Inwiefern wird die Öffentlichkeit eingebunden?

Wagner: Es gibt viele Instrumente. Wir berichten in jedem Kulturausschuss des Kreistags über den Fortgang des Projektes. Es gibt eine Vortragsreihe, wir nutzen soziale Medien zur Verbreitung, das Portal Rheinische Geschichte vom LVR. Es gab bereits viel Medienberichterstattung, was auch dazu geführt hat, dass sich Angehörige von Betroffenen gemeldet haben. Sie wollen über das Thema reden oder Material zur Verfügung stellen, zum Beispiel Fotos.

Arndt: Wir planen eine Dokumentation in Form einer Wanderausstellung. Wir haben auch ein entsprechendes Projekt mit der Gesamtschule Meiersheide in Hennef, die eineinhalb Jahre die NS-Zeit im Unterricht behandelt hat.

Der Künstler Gunter Demnig hat auch in verschiedenen Kommunen des Kreises Stolpersteine verlegt, um an die Opfer der NS-Zeit zu erinnern. Was halten Sie von solchen Aktionen?

Arndt: Dazu habe ich eine differenzierte Meinung. Zunächst sind sie für Angehörige der Opfer eine gute Erinnerungsstätte. Positiv ist auch, dass sich gerade junge Leute dadurch mit Opfern – nicht nur jüdischen – auseinandersetzen. Es besteht aber die Gefahr, dass durch solche Aktionen die Gedenkkultur zu sehr ritualisiert wird, nach dem Motto: 'Wir machen das mal mit, das gehört zum guten Ton'. Man muss sich nachhaltig mit dem Thema beschäftigen.

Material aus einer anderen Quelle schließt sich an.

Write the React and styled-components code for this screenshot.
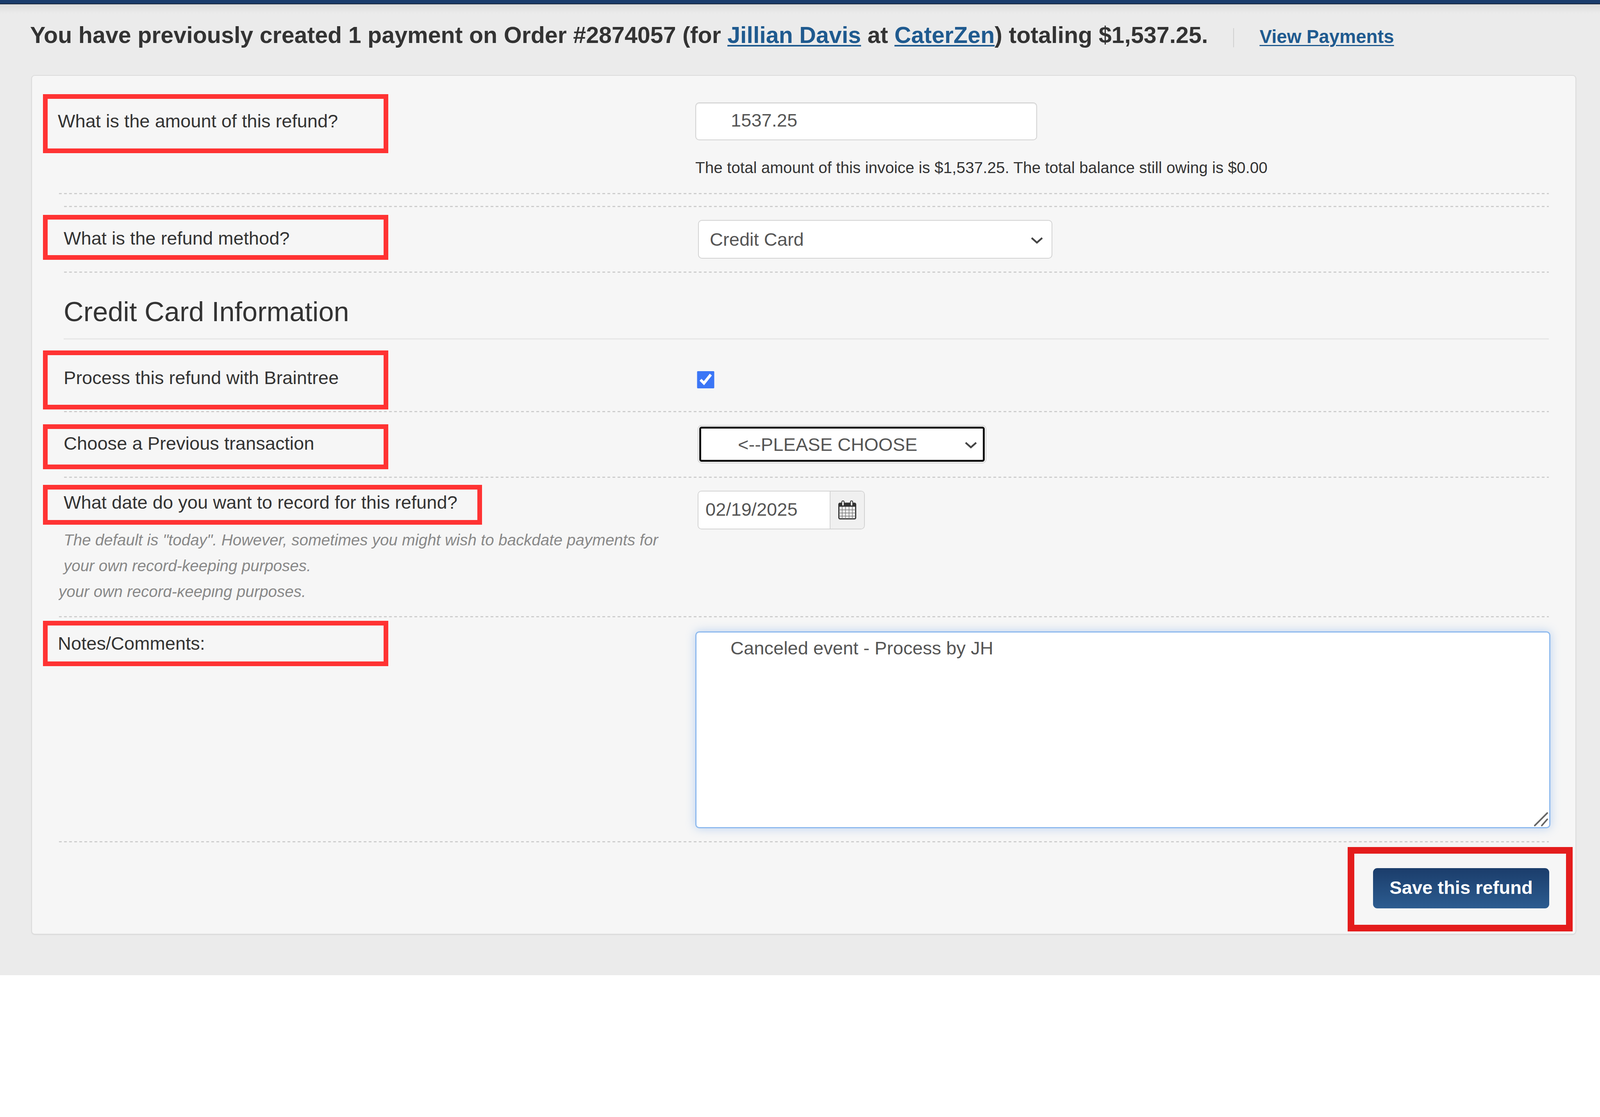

Wagner: Nachhaltig ist nur das, was man immer macht. Man muss das weitermachen. Ich glaube, dass es auch hier im Kreis genug zu tun gibt. Ich mache mir keine Illusionen, dass wir damit jeden erreichen und bei allen eine Bewusstseinsveränderung herbeiführen. Aber wenn ich es nur bei einem schaffe, habe ich mein Ziel erfüllt.